While the Governance/Nominating Committee is solely responsible for the
selection and nomination of potential candidates to serve on the Board, the
Governance/Nominating Committee may consider and evaluate nominations properly
submitted by shareholders of the Fund. Nominations proposed by shareholders will
be properly submitted for consideration by the Committee only if shareholder
submits their considerations in accordance with the qualifications and
procedures set forth in the charter of the Nominating Committee.
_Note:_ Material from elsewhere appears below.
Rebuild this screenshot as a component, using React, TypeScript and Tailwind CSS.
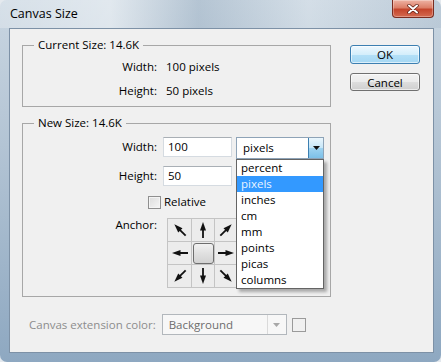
import React from 'react';

const units = ['percent', 'pixels', 'inches', 'cm', 'mm', 'points', 'picas', 'columns'];

const Arrow = ({ rot }: { rot: string }) => (
  <svg width="20" height="20" viewBox="0 0 20 20" className={rot}>
    <path d="M10 18V9" stroke="#111" strokeWidth="1.8" />
    <path d="M10 2L7 10.5H13Z" fill="#111" />
  </svg>
);

const Cell = ({ children }: { children?: React.ReactNode }) => (
  <div className="bg-[#ececec] flex items-center justify-center">{children}</div>
);

export default function App() {
  return (
    <div className="w-[441px] h-[362px] bg-[#e4e9ee] font-['Open_Sans','Noto_Sans',sans-serif] text-[11.5px] text-black select-none">
      <div className="w-full h-full rounded-[7px] bg-[linear-gradient(180deg,#c9d6e1_0%,#b3c4d4_40%,#8ea8c1_100%)] flex flex-col pl-[9px] pr-[7px] pb-[9px] overflow-hidden">
        {/* title bar */}
        <div className="h-[28px] shrink-0 flex items-start justify-between bg-[linear-gradient(90deg,rgba(255,255,255,0.25)_0%,rgba(255,255,255,0.45)_25%,rgba(120,145,170,0.25)_45%,rgba(255,255,255,0.2)_70%,rgba(120,145,170,0.15)_100%)] -ml-[9px] -mr-[7px] pl-[9px] pr-[7px]">
          <span className="text-[12.5px] leading-[16px] pt-[6px] pl-[1px]">Canvas Size</span>
          <div className="w-[42px] h-[18px] rounded-b-[4px] border border-t-0 border-[#7a2c20] bg-[linear-gradient(180deg,#eeb3a4_0%,#dc7f68_45%,#c4452c_55%,#d46a50_100%)] shadow-[inset_0_0_0_1px_rgba(255,255,255,0.3)] flex items-center justify-center">
            <svg width="12" height="10" viewBox="0 0 12 10">
              <path d="M2 1.5L10 8.5M10 1.5L2 8.5" stroke="#5a1a10" strokeWidth="3.4" strokeLinecap="round" />
              <path d="M2 1.5L10 8.5M10 1.5L2 8.5" stroke="#fff" strokeWidth="2" strokeLinecap="round" />
            </svg>
          </div>
        </div>

        {/* client area */}
        <div className="flex-1 bg-[#f0f0f0] border border-[#7d91a6] flex flex-col">
          <div className="flex">
            <div className="pl-[12px] pt-[8px] flex flex-col gap-[8px]">
              <fieldset className="w-[309px] h-[70px] border border-[#a7a7a7]">
                <legend className="ml-[11px] px-[4px] leading-[16px]">Current Size: 14.6K</legend>
                <div className="mt-[6px] flex flex-col gap-[8px]">
                  <div className="flex h-[16px] items-center">
                    <span className="w-[134px] text-right">Width:</span>
                    <span className="ml-[9px]">100 pixels</span>
                  </div>
                  <div className="flex h-[16px] items-center">
                    <span className="w-[134px] text-right">Height:</span>
                    <span className="ml-[9px]">50 pixels</span>
                  </div>
                </div>
              </fieldset>

              <fieldset className="w-[309px] h-[182px] border border-[#a7a7a7]">
                <legend className="ml-[11px] px-[4px] leading-[16px]">New Size: 14.6K</legend>
                <div className="mt-[6px] flex flex-col">
                  <div className="flex h-[22px]">
                    <span className="w-[134px] text-right leading-[20px]">Width:</span>
                    <div className="ml-[6px] w-[69px] h-[20px] bg-white border border-[#d5dbe1] border-t-[#a9afb5] pl-[4px] leading-[18px]">100</div>
                    <div className="relative ml-[4px] w-[88px] h-[22px]">
                      <div className="w-full h-full bg-white border border-[#8ea3b7] flex">
                        <span className="flex-1 pl-[6px] leading-[20px]">pixels</span>
                        <div className="w-[15px] h-full border-l border-[#3c7fb1] bg-[linear-gradient(180deg,#eaf6fd_0%,#c6e6f8_50%,#9fd3f1_51%,#7cc0e8_100%)] flex items-center justify-center">
                          <svg width="7" height="4" viewBox="0 0 7 4"><path d="M0 0H7L3.5 4Z" fill="#111" /></svg>
                        </div>
                      </div>
                      <div className="absolute top-full left-0 w-[88px] z-10 bg-white border border-[#646464] shadow-[3px_3px_3px_rgba(0,0,0,0.3)]">
                        {units.map((u) => (
                          <div
                            key={u}
                            className={`h-[16px] leading-[16px] pl-[4px] ${u === 'pixels' ? 'bg-[#3399ff] text-[#eaf4ff]' : ''}`}
                          >
                            {u}
                          </div>
                        ))}
                      </div>
                    </div>
                  </div>

                  <div className="flex h-[20px] mt-[7px]">
                    <span className="w-[134px] text-right leading-[20px]">Height:</span>
                    <div className="ml-[6px] w-[69px] h-[20px] bg-white border border-[#d5dbe1] border-t-[#a9afb5] pl-[4px] leading-[18px]">50</div>
                  </div>

                  <div className="flex h-[16px] mt-[8px] items-center pl-[125px]">
                    <div className="w-[13px] h-[13px] border border-[#8f8f8f] bg-[linear-gradient(135deg,#dcdcdc_0%,#f6f6f6_100%)] shadow-[inset_0_0_0_1px_#f4f4f4]" />
                    <span className="ml-[3px]">Relative</span>
                  </div>

                  <div className="flex mt-[8px]">
                    <span className="w-[134px] text-right leading-[13px]">Anchor:</span>
                    <div className="ml-[10px] grid grid-cols-[23px_22px_22px] grid-rows-[22px_22px_22px] gap-px bg-[#c4c4c4] border border-[#c4c4c4]">
                      <Cell><Arrow rot="-rotate-45" /></Cell>
                      <Cell><Arrow rot="rotate-0" /></Cell>
                      <Cell><Arrow rot="rotate-45" /></Cell>
                      <Cell><Arrow rot="-rotate-90" /></Cell>
                      <Cell>
                        <div className="w-[21px] h-[21px] rounded-[3px] border border-[#6e6e6e] bg-[linear-gradient(180deg,#f2f2f2_0%,#e0e0e0_50%,#d2d2d2_100%)]" />
                      </Cell>
                      <Cell><Arrow rot="rotate-90" /></Cell>
                      <Cell><Arrow rot="rotate-[225deg]" /></Cell>
                      <Cell><Arrow rot="rotate-180" /></Cell>
                      <Cell><Arrow rot="rotate-[135deg]" /></Cell>
                    </div>
                  </div>
                </div>
              </fieldset>
            </div>

            <div className="ml-[19px] pt-[16px] flex flex-col">
              <button className="w-[70px] h-[19px] rounded-[3px] border border-[#3c7fb1] bg-[linear-gradient(180deg,#eef8fe_0%,#d4eefb_50%,#b4e0f7_51%,#a4d7f3_100%)] shadow-[inset_0_0_0_1px_rgba(255,255,255,0.6)] text-[11.5px] leading-[16px]">
                OK
              </button>
              <button className="mt-[9px] w-[70px] h-[18px] rounded-[3px] border border-[#707070] bg-[linear-gradient(180deg,#f2f2f2_0%,#ebebeb_50%,#dddddd_51%,#cfcfcf_100%)] shadow-[inset_0_0_0_1px_rgba(255,255,255,0.6)] text-[11.5px] leading-[15px]">
                Cancel
              </button>
            </div>
          </div>

          <div className="mt-[17px] pl-[19px] flex items-center h-[21px]">
            <span className="text-[#8d8d8d]">Canvas extension color:</span>
            <div className="ml-[6px] w-[125px] h-[21px] border border-[#b2b7bc] bg-[#f7f7f7] flex">
              <span className="flex-1 pl-[6px] leading-[19px] text-[#6d6d6d]">Background</span>
              <div className="w-[19px] h-full border-l border-[#dadada] flex items-center justify-center">
                <svg width="7" height="4" viewBox="0 0 7 4"><path d="M0 0H7L3.5 4Z" fill="#a8a8a8" /></svg>
              </div>
            </div>
            <div className="ml-[5px] w-[14px] h-[14px] border border-[#9a9a9a] bg-[#f0f0f0]" />
          </div>
        </div>
      </div>
    </div>
  );
}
It is in the
Nominating Committee's sole discretion whether to seek corrections of a
deficient submission or to exclude a nominee from consideration.

A candidate for nomination as Director submitted by a shareholder will not be
deemed to be properly submitted to the Committee for the Committee's
consideration unless the following requirements have been met and procedures
followed:

1.   Each eligible shareholder or shareholder group may submit no more than one
     nominee each calendar year.

2.   The nominee must satisfy all qualifications provided herein and in the
     Fund's organizational documents, including qualification as a possible
     Independent Director if the nominee is to serve in that capacity.


                                       8



     -    The nominee may not be the nominating shareholder, a member of the
          nominating shareholder group or a member of the immediate family of
          the nominating shareholder or any member of the nominating shareholder
          group.(1)

     -    Neither the nominee nor any member of the nominee's immediate family
          may be currently employed or employed within the year prior to the
          nomination by any nominating shareholder entity or entity in a
          nominating shareholder group.

     -    Neither the nominee nor any immediate family member of the nominee is
          permitted to have accepted directly or indirectly, during the year of
          the election for which the nominee's name was submitted, during the
          immediately preceding calendar year, or during the year when the
          nominee's name was submitted, any consulting, advisory, or other
          compensatory fee from the nominating shareholder or any member of a
          nominating shareholder group.

     -    The nominee may not be an executive officer, director or person
          fulfilling similar functions of the nominating shareholder or any
          member of the nominating shareholder group, or of an affiliate of the
          nominating shareholder or any such member of the nominating
          shareholder group.

     -    The nominee may not control the nominating shareholder or any member
          of the nominating shareholder group (or, in the case of a holder or
          member that is a fund, an interested person of such holder or member
          as defined by Section 2(a)(19) of the 1940 Act).

     -    A shareholder or shareholder group may not submit for consideration a
          nominee which has previously been considered by the Committee.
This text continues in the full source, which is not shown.